Chapter 13, Part 2: Family Matters
Chapter 13, Part 2: Through Martin Shkreli, I met a wide spectrum of the federal prison population, including mobsters, gangsters, and fraudsters…and their family members.
The doctor, a thick-set blond woman in her mid-to-late 40s, wasn’t pleased to see me. In the exam room of a Brooklyn geriatric clinic, where I had been waiting for nearly an hour with an 80-year-old woman named Yvonne, the physician bustled in with a fake smile pinned across her face and a look of pure malice in her eyes.
“Hi. I’m a family friend of Yvonne’s,” I announced as I smiled at the doctor and looked reassuringly back at the elderly patient.
“We really should be told ahead of time if patients are going to bring non-family members with them,” the doctor replied irritably. “The patient has a right to her privacy. You are OK with this woman hearing your private medical information, Yvonne?”
“It’s..fine,” the elderly woman stammered. “I wanted her to come.”
“What’s that? You’re mumbling, Yvonne,” the doctor snapped. An image of Nurse Ratched from “One Flew Over the Cuckoo’s Nest” flashed into my head as I watched in increasing disbelief at how rude the doctor was to her patient.
Yvonne, a retired nurse, had been chatting with me amicably, sparkling with intelligence and dry wit, just moments before the doctor walked in. But the physician’s brusque and patronizing attitude had now rendered her childlike and almost mute.

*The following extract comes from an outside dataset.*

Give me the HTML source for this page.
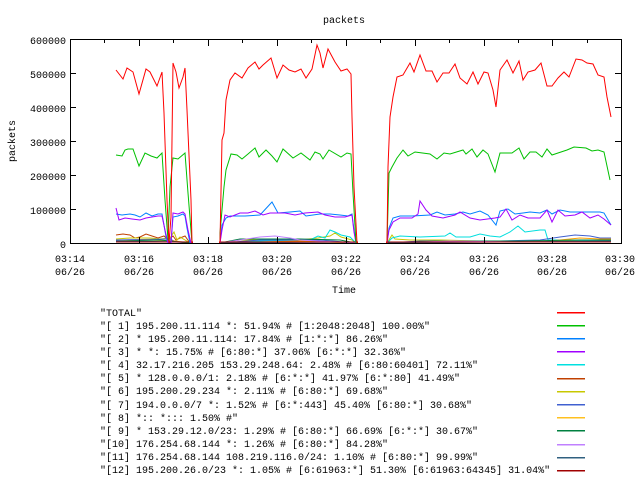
<!DOCTYPE html>
<html><head><meta charset="utf-8"><style>
html,body{margin:0;padding:0;background:#fff;}
svg{display:block;font-family:"Liberation Mono",monospace;font-size:10px;}
</style></head><body>
<svg width="640" height="480" viewBox="0 0 640 480" xmlns="http://www.w3.org/2000/svg">
<rect width="640" height="480" fill="#fff"/>
<text x="344" y="23" text-anchor="middle" fill="#000" font-size="10">packets</text>
<text x="344" y="293" text-anchor="middle" fill="#000" font-size="10">Time</text>
<text transform="translate(15,141) rotate(-90)" text-anchor="middle" fill="#000" font-size="10">packets</text>
<g fill="#000" text-anchor="end" font-size="10">
<text x="66" y="44">600000</text><text x="66" y="78">500000</text><text x="66" y="112">400000</text>
<text x="66" y="146">300000</text><text x="66" y="180">200000</text><text x="66" y="214">100000</text><text x="66" y="248">0</text>
</g>
<g fill="#000" text-anchor="middle" font-size="10">
<text x="70" y="262">03:14</text><text x="70" y="275">06/26</text>
<text x="139" y="262">03:16</text><text x="139" y="275">06/26</text>
<text x="208" y="262">03:18</text><text x="208" y="275">06/26</text>
<text x="277" y="262">03:20</text><text x="277" y="275">06/26</text>
<text x="346" y="262">03:22</text><text x="346" y="275">06/26</text>
<text x="415" y="262">03:24</text><text x="415" y="275">06/26</text>
<text x="484" y="262">03:26</text><text x="484" y="275">06/26</text>
<text x="552" y="262">03:28</text><text x="552" y="275">06/26</text>
<text x="620" y="262">03:30</text><text x="620" y="275">06/26</text>
</g>
<g fill="none" stroke-width="1">
<polyline stroke="#c04000" points="116,235 123,234 130,235 135,238 140,237 146,234 152,236 158,238 164,236 168,240 173,236 176,240 180,238 185,236 190,243"/>
<polyline stroke="#c8c800" points="116,239 130,238 150,238 160,239 170,238 174,232 177,240 180,237 190,243 220,243 240,240 300,240 318,238 330,236 335,233 341,237 352,240 356,243 387,243 392,235 395,239 410,240 440,240 480,241 520,241 560,241 600,240 610,241"/>
<polyline stroke="#00dede" points="220,243 260,241 310,240 318,236 325,238 330,230 335,232 341,235 350,237 356,243 387,243 392,238 400,236 420,237 445,236 450,233 456,237 470,237 480,234 490,236 500,237 510,232 518,226 525,232 540,230 545,230 548,240 560,240 610,241"/>
<polyline stroke="#4060d0" points="116,240 170,239 176,242 190,243 220,243 260,240 320,240 356,243 387,243 420,241 500,241 540,240 560,237 575,235 590,236 600,238 611,238"/>
<polyline stroke="#ffa000" points="116,241 150,240 175,241 190,243 220,243 300,241 356,243 387,243 430,242 550,241 580,238 600,239 611,239"/>
<polyline stroke="#008040" points="116,241 160,240 190,243 220,243 240,239 300,239 340,240 356,243 387,243 440,241 520,241 580,240 611,240"/>
<polyline stroke="#c080ff" points="220,243 240,240 260,237 275,236 290,238 300,240 356,243 387,243 450,241 520,242 611,242"/>
<polyline stroke="#306080" points="116,241 190,242 220,243 356,242 387,243 500,242 611,241"/>
<polyline stroke="#a00000" points="116,242 190,242 220,242 356,242 387,242 560,242 611,242"/>
<polyline stroke="#0080ff" points="116,214 122,215 130,214 135,215 140,217 146,213 152,216 158,214 162,214 164,225 166,237 168,243 171,243 173,217 178,216 183,214 185,216 187,228 190,243 192,243 220,243 222,225 226,218 230,216 245,216 260,215 272,202 278,213 290,212 300,211 306,216 320,214 330,214 340,215 348,216 352,214 354,230 356,243 387,243 389,228 393,218 400,216 412,216 430,215 437,212 445,215 455,214 463,212 470,214 480,211 488,215 496,225 500,211 508,209 515,214 523,213 530,212 540,213 547,210 552,214 560,210 570,212 580,212 590,212 600,212 604,213 611,225"/>
<polyline stroke="#a000ff" points="116,208 119,220 125,218 132,219 140,220 146,218 152,217 158,216 162,216 165,230 168,243 171,243 173,213 178,214 183,212 185,214 188,230 191,243 220,243 222,230 225,215 230,217 240,213 248,213 255,211 263,215 270,213 277,213 285,213 295,215 305,213 318,212 325,215 335,217 345,217 352,215 354,232 356,243 387,243 389,230 393,222 400,218 412,218 418,214 420,201 426,210 432,216 443,218 455,215 460,212 470,218 480,220 495,218 500,217 506,209 512,220 520,215 528,218 540,218 547,210 552,222 558,210 565,216 575,215 582,212 590,218 598,215 604,219 611,225"/>
<polyline stroke="#00c000" points="116,155 122,156 125,150 128,149 133,149 139,166 145,153 151,156 157,158 162,153 165,200 168,240 170,187 173,158 178,159 185,153 188,193 192,243 220,243 220,233 224,187 226,170 231,154 237,155 242,159 248,154 255,148 259,157 266,150 272,156 277,162 283,149 293,158 301,153 310,160 315,152 320,154 323,159 329,150 341,157 347,153 351,154 353,193 356,243 387,243 389,173 392,167 397,158 403,150 408,156 415,152 430,154 437,159 444,153 450,154 463,150 466,154 472,149 477,157 483,150 488,154 495,172 500,153 512,153 519,148 524,159 530,152 536,152 542,157 547,149 552,155 558,153 567,150 574,147 586,148 592,151 598,150 604,152 610,180"/>
<polyline stroke="#ff0000" points="116,70 123,79 127,68 133,72 139,94 146,69 150,72 157,86 162,72 164,113 167,200 169,243 171,217 173,63 176,72 179,88 183,77 185,68 187,110 191,200 192,243 220,243 222,140 224,133 226,100 230,80 235,73 242,78 248,68 255,62 259,69 263,65 271,58 277,78 283,65 289,70 295,72 301,69 306,78 312,69 317,45 320,53 323,68 328,49 335,62 341,71 347,69 351,74 352,117 354,187 357,243 387,243 388,167 390,117 393,97 397,77 403,75 410,63 414,72 420,55 426,71 432,71 437,82 443,73 449,73 455,64 460,78 467,84 473,72 478,84 484,72 488,73 493,90 496,107 500,70 507,60 513,73 519,61 523,80 528,72 535,70 541,63 547,86 552,86 558,78 564,72 569,77 576,59 582,60 587,63 593,64 598,75 604,77 607,97 611,117"/>
</g>
<g fill="#fff">
<rect x="193" y="236" width="26" height="8"/>
<rect x="358" y="236" width="28" height="8"/>
</g>
<g fill="#000">
<rect x="70" y="39" width="552" height="1"/>
<rect x="70" y="243" width="552" height="1"/>
<rect x="70" y="39" width="1" height="205"/>
<rect x="621" y="39" width="1" height="205"/>
<rect x="70" y="73" width="6" height="1"/><rect x="615" y="73" width="6" height="1"/>
<rect x="70" y="107" width="6" height="1"/><rect x="615" y="107" width="6" height="1"/>
<rect x="70" y="141" width="6" height="1"/><rect x="615" y="141" width="6" height="1"/>
<rect x="70" y="175" width="6" height="1"/><rect x="615" y="175" width="6" height="1"/>
<rect x="70" y="209" width="6" height="1"/><rect x="615" y="209" width="6" height="1"/>
<rect x="139" y="237" width="1" height="6"/><rect x="139" y="40" width="1" height="6"/>
<rect x="208" y="237" width="1" height="6"/><rect x="208" y="40" width="1" height="6"/>
<rect x="277" y="237" width="1" height="6"/><rect x="277" y="40" width="1" height="6"/>
<rect x="346" y="237" width="1" height="6"/><rect x="346" y="40" width="1" height="6"/>
<rect x="415" y="237" width="1" height="6"/><rect x="415" y="40" width="1" height="6"/>
<rect x="484" y="237" width="1" height="6"/><rect x="484" y="40" width="1" height="6"/>
<rect x="552" y="237" width="1" height="6"/><rect x="552" y="40" width="1" height="6"/>
<rect x="104" y="40" width="1" height="3"/><rect x="173" y="40" width="1" height="3"/>
<rect x="242" y="40" width="1" height="3"/><rect x="311" y="40" width="1" height="3"/>
<rect x="380" y="40" width="1" height="3"/><rect x="449" y="40" width="1" height="3"/>
<rect x="518" y="40" width="1" height="3"/><rect x="587" y="40" width="1" height="3"/>
</g>
<g fill="#000" font-size="10">
<text x="100" y="316">"TOTAL"</text>
<text x="100" y="329">"[ 1] 195.200.11.114 *: 51.94% # [1:2048:2048] 100.00%"</text>
<text x="100" y="342">"[ 2] * 195.200.11.114: 17.84% # [1:*:*] 86.26%"</text>
<text x="100" y="355">"[ 3] * *: 15.75% # [6:80:*] 37.06% [6:*:*] 32.36%"</text>
<text x="100" y="368">"[ 4] 32.17.216.205 153.29.248.64: 2.48% # [6:80:60401] 72.11%"</text>
<text x="100" y="381">"[ 5] * 128.0.0.0/1: 2.18% # [6:*:*] 41.97% [6:*:80] 41.49%"</text>
<text x="100" y="394">"[ 6] 195.200.29.234 *: 2.11% # [6:80:*] 69.68%"</text>
<text x="100" y="408">"[ 7] 194.0.0.0/7 *: 1.52% # [6:*:443] 45.40% [6:80:*] 30.68%"</text>
<text x="100" y="421">"[ 8] *:: *::: 1.50% #"</text>
<text x="100" y="434">"[ 9] * 153.29.12.0/23: 1.29% # [6:80:*] 66.69% [6:*:*] 30.67%"</text>
<text x="100" y="447">"[10] 176.254.68.144 *: 1.26% # [6:80:*] 84.28%"</text>
<text x="100" y="460">"[11] 176.254.68.144 108.219.116.0/24: 1.10% # [6:80:*] 99.99%"</text>
<text x="100" y="473">"[12] 195.200.26.0/23 *: 1.05% # [6:61963:*] 51.30% [6:61963:64345] 31.04%"</text>
</g>
<g>
<rect x="557" y="312" width="28" height="1.5" fill="#ff0000"/>
<rect x="557" y="325" width="28" height="1.5" fill="#00c000"/>
<rect x="557" y="338" width="28" height="1.5" fill="#0080ff"/>
<rect x="557" y="351" width="28" height="1.5" fill="#a000ff"/>
<rect x="557" y="364" width="28" height="1.5" fill="#00e0e0"/>
<rect x="557" y="378" width="28" height="1.5" fill="#c04000"/>
<rect x="557" y="391" width="28" height="1.5" fill="#c8c800"/>
<rect x="557" y="404" width="28" height="1.5" fill="#4060d0"/>
<rect x="557" y="417" width="28" height="1.5" fill="#ffc020"/>
<rect x="557" y="430" width="28" height="1.5" fill="#008040"/>
<rect x="557" y="444" width="28" height="1.5" fill="#c080ff"/>
<rect x="557" y="457" width="28" height="1.5" fill="#306080"/>
<rect x="557" y="470" width="28" height="1.5" fill="#a00000"/>
</g>
</svg>
</body></html>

“She’s…fine,” Yvonne said a bit more loudly.
“Well, OK…”
The full story for why I was there with Yvonne would have been awkward to explain (yes, it involved Martin Shkreli, my then-incarcerated famous white-collar felon boyfriend). But the contextual basis was obvious enough. Yvonne was an elderly Black woman, a member of a demographic that was systematically abused and disrespected by the healthcare establishment. I was an assertive, professional white woman – a “Karen” on the side of good, as I liked to think of myself – a member of a demographic that was notoriously hard for doctors to push around.
Like many elderly people, Yvonne had a litany of health problems, including a poorly healed broken ankle and dangerously high blood pressure. She desperately needed a refill for her blood pressure medication but the doctor wouldn’t order a refill unless she came in for a visit. And she was petrified of going by herself because of how the doctors treated her. Her son, a former member of a gang based in an East New York housing project, who was also one of Martin Shkreli’s cellmates, had sought my assistance.